▶ **What is being asked**
Restate the listing below word for word, omitting any images.

---- Data block

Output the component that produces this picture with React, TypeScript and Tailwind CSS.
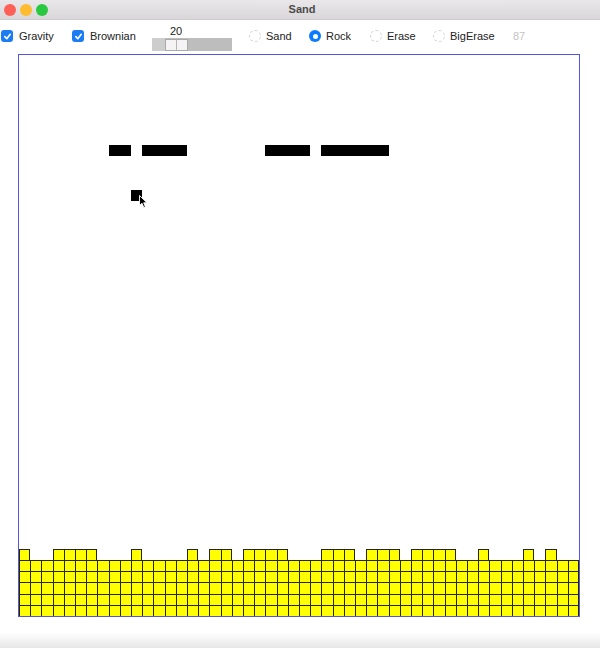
import React from "react";

const N = 50;

// top row of the sand pile (row 44); rows 45-49 are full
const sandTop = [0, 3, 4, 5, 6, 10, 15, 17, 18, 20, 21, 22, 23, 27, 28, 29, 31, 32, 33, 35, 36, 37, 38, 41, 45, 47];

const rocks: [number, number][] = [
  [8, 8], [8, 9],
  [8, 11], [8, 12], [8, 13], [8, 14],
  [8, 22], [8, 23], [8, 24], [8, 25],
  [8, 27], [8, 28], [8, 29], [8, 30], [8, 31], [8, 32],
  [12, 10],
];

function cellType(r: number, c: number) {
  if (r >= 45) return "sand";
  if (r === 44 && sandTop.includes(c)) return "sand";
  if (rocks.some(([rr, cc]) => rr === r && cc === c)) return "rock";
  return "empty";
}

function Checkbox({ label }: { label: string }) {
  return (
    <div className="flex items-center gap-[6px]">
      <div className="w-[12px] h-[12px] rounded-[3px] bg-[#1b7cf4] flex items-center justify-center">
        <svg width="9" height="9" viewBox="0 0 10 10">
          <path d="M2 5.2 L4.2 7.4 L8 2.6" fill="none" stroke="white" strokeWidth="1.8" strokeLinecap="round" strokeLinejoin="round" />
        </svg>
      </div>
      <span className="text-[11px] text-[#222]">{label}</span>
    </div>
  );
}

function Radio({ label, on, w }: { label: string; on?: boolean; w: string }) {
  return (
    <div className={`flex items-center gap-[5px] ${w}`}>
      {on ? (
        <div className="w-[12px] h-[12px] rounded-full bg-[#0a7aff] flex items-center justify-center">
          <div className="w-[5px] h-[5px] rounded-full bg-white" />
        </div>
      ) : (
        <div className="w-[12px] h-[12px] rounded-full border border-dashed border-[#d4d4d4] bg-white" />
      )}
      <span className="text-[11px] text-[#222]">{label}</span>
    </div>
  );
}

export default function App() {
  const cells = [];
  for (let r = 0; r < N; r++) {
    for (let c = 0; c < N; c++) {
      const t = cellType(r, c);
      if (t === "sand") {
        const right = c === N - 1 || cellType(r, c + 1) !== "sand";
        cells.push(
          <div
            key={r * N + c}
            className={`bg-[#ffff00] border-[#26260c] border-l border-t ${right ? "border-r" : ""}`}
          />
        );
      } else if (t === "rock") {
        cells.push(<div key={r * N + c} className="bg-black" />);
      } else {
        cells.push(<div key={r * N + c} />);
      }
    }
  }

  return (
    <div className="w-[600px] h-[648px] bg-white flex flex-col overflow-hidden" style={{ fontFamily: '"Liberation Sans", Arial, sans-serif' }}>
      {/* title bar */}
      <div className="relative h-[20px] bg-gradient-to-b from-[#e9e7e9] to-[#d9d7d9] border-b border-[#cdcdcd] flex items-center justify-center">
        <div className="absolute left-[4px] top-[4px] flex gap-[4px]">
          <div className="w-[12px] h-[12px] rounded-full bg-[#fe5f57]" />
          <div className="w-[12px] h-[12px] rounded-full bg-[#febc2e]" />
          <div className="w-[12px] h-[12px] rounded-full bg-[#28c840]" />
        </div>
        <span className="text-[11px] font-bold text-[#4b4b4b] ml-[4px]">Sand</span>
      </div>

      {/* toolbar */}
      <div className="h-[34px] flex items-center pl-[1px] pb-[2px]">
        <div className="w-[71px]"><Checkbox label="Gravity" /></div>
        <div className="w-[80px]"><Checkbox label="Brownian" /></div>
        <div className="w-[97px] flex flex-col items-start mt-[4px]">
          <span className="w-[48px] text-center text-[11px] text-[#222] leading-[13px]">20</span>
          <div className="w-[80px] h-[13px] bg-[#bdbdbd] flex items-center">
            <div className="w-[13px] h-full bg-[#cdcdcd]" />
            <div className="w-[23px] h-[12px] bg-[#f4f4f4] border border-[#a9a9a9] flex">
              <div className="w-1/2 border-r border-[#b5b5b5]" />
            </div>
          </div>
        </div>
        <Radio label="Sand" w="w-[60px]" />
        <Radio label="Rock" on w="w-[61px]" />
        <Radio label="Erase" w="w-[63px]" />
        <Radio label="BigErase" w="w-[80px]" />
        <span className="text-[11px] text-[#c4c4c4]">87</span>
      </div>

      {/* canvas */}
      <div className="pl-[18px]">
        <div className="relative w-[562px] h-[563px] border border-[#5454e6] bg-white grid grid-cols-[repeat(50,1fr)] grid-rows-[repeat(50,1fr)]">
          {cells}
          <svg className="absolute left-[120px] top-[140px]" width="9" height="14" viewBox="0 0 9 14">
            <path d="M0.5 0.5 L0.5 10.5 L3 8.3 L4.8 12.5 L6.4 11.8 L4.7 7.8 L8 7.8 Z" fill="black" stroke="white" strokeWidth="0.9" strokeLinejoin="round" />
          </svg>
        </div>
      </div>

      {/* bottom */}
      <div className="flex-1 bg-gradient-to-b from-white via-white to-[#e6e6e6]" />
    </div>
  );
}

--------

▶ **Completed exercise**
Output the component that produces this picture with React, TypeScript and Tailwind CSS.
import React from "react";

const N = 50;

// top row of the sand pile (row 44); rows 45-49 are full
const sandTop = [0, 3, 4, 5, 6, 10, 15, 17, 18, 20, 21, 22, 23, 27, 28, 29, 31, 32, 33, 35, 36, 37, 38, 41, 45, 47];

const rocks: [number, number][] = [
  [8, 8], [8, 9],
  [8, 11], [8, 12], [8, 13], [8, 14],
  [8, 22], [8, 23], [8, 24], [8, 25],
  [8, 27], [8, 28], [8, 29], [8, 30], [8, 31], [8, 32],
  [12, 10],
];

function cellType(r: number, c: number) {
  if (r >= 45) return "sand";
  if (r === 44 && sandTop.includes(c)) return "sand";
  if (rocks.some(([rr, cc]) => rr === r && cc === c)) return "rock";
  return "empty";
}

function Checkbox({ label }: { label: string }) {
  return (
    <div className="flex items-center gap-[6px]">
      <div className="w-[12px] h-[12px] rounded-[3px] bg-[#1b7cf4] flex items-center justify-center">
        <svg width="9" height="9" viewBox="0 0 10 10">
          <path d="M2 5.2 L4.2 7.4 L8 2.6" fill="none" stroke="white" strokeWidth="1.8" strokeLinecap="round" strokeLinejoin="round" />
        </svg>
      </div>
      <span className="text-[11px] text-[#222]">{label}</span>
    </div>
  );
}

function Radio({ label, on, w }: { label: string; on?: boolean; w: string }) {
  return (
    <div className={`flex items-center gap-[5px] ${w}`}>
      {on ? (
        <div className="w-[12px] h-[12px] rounded-full bg-[#0a7aff] flex items-center justify-center">
          <div className="w-[5px] h-[5px] rounded-full bg-white" />
        </div>
      ) : (
        <div className="w-[12px] h-[12px] rounded-full border border-dashed border-[#d4d4d4] bg-white" />
      )}
      <span className="text-[11px] text-[#222]">{label}</span>
    </div>
  );
}

export default function App() {
  const cells = [];
  for (let r = 0; r < N; r++) {
    for (let c = 0; c < N; c++) {
      const t = cellType(r, c);
      if (t === "sand") {
        const right = c === N - 1 || cellType(r, c + 1) !== "sand";
        cells.push(
          <div
            key={r * N + c}
            className={`bg-[#ffff00] border-[#26260c] border-l border-t ${right ? "border-r" : ""}`}
          />
        );
      } else if (t === "rock") {
        cells.push(<div key={r * N + c} className="bg-black" />);
      } else {
        cells.push(<div key={r * N + c} />);
      }
    }
  }

  return (
    <div className="w-[600px] h-[648px] bg-white flex flex-col overflow-hidden" style={{ fontFamily: '"Liberation Sans", Arial, sans-serif' }}>
      {/* title bar */}
      <div className="relative h-[20px] bg-gradient-to-b from-[#e9e7e9] to-[#d9d7d9] border-b border-[#cdcdcd] flex items-center justify-center">
        <div className="absolute left-[4px] top-[4px] flex gap-[4px]">
          <div className="w-[12px] h-[12px] rounded-full bg-[#fe5f57]" />
          <div className="w-[12px] h-[12px] rounded-full bg-[#febc2e]" />
          <div className="w-[12px] h-[12px] rounded-full bg-[#28c840]" />
        </div>
        <span className="text-[11px] font-bold text-[#4b4b4b] ml-[4px]">Sand</span>
      </div>

      {/* toolbar */}
      <div className="h-[34px] flex items-center pl-[1px] pb-[2px]">
        <div className="w-[71px]"><Checkbox label="Gravity" /></div>
        <div className="w-[80px]"><Checkbox label="Brownian" /></div>
        <div className="w-[97px] flex flex-col items-start mt-[4px]">
          <span className="w-[48px] text-center text-[11px] text-[#222] leading-[13px]">20</span>
          <div className="w-[80px] h-[13px] bg-[#bdbdbd] flex items-center">
            <div className="w-[13px] h-full bg-[#cdcdcd]" />
            <div className="w-[23px] h-[12px] bg-[#f4f4f4] border border-[#a9a9a9] flex">
              <div className="w-1/2 border-r border-[#b5b5b5]" />
            </div>
          </div>
        </div>
        <Radio label="Sand" w="w-[60px]" />
        <Radio label="Rock" on w="w-[61px]" />
        <Radio label="Erase" w="w-[63px]" />
        <Radio label="BigErase" w="w-[80px]" />
        <span className="text-[11px] text-[#c4c4c4]">87</span>
      </div>

      {/* canvas */}
      <div className="pl-[18px]">
        <div className="relative w-[562px] h-[563px] border border-[#5454e6] bg-white grid grid-cols-[repeat(50,1fr)] grid-rows-[repeat(50,1fr)]">
          {cells}
          <svg className="absolute left-[120px] top-[140px]" width="9" height="14" viewBox="0 0 9 14">
            <path d="M0.5 0.5 L0.5 10.5 L3 8.3 L4.8 12.5 L6.4 11.8 L4.7 7.8 L8 7.8 Z" fill="black" stroke="white" strokeWidth="0.9" strokeLinejoin="round" />
          </svg>
        </div>
      </div>

      {/* bottom */}
      <div className="flex-1 bg-gradient-to-b from-white via-white to-[#e6e6e6]" />
    </div>
  );
}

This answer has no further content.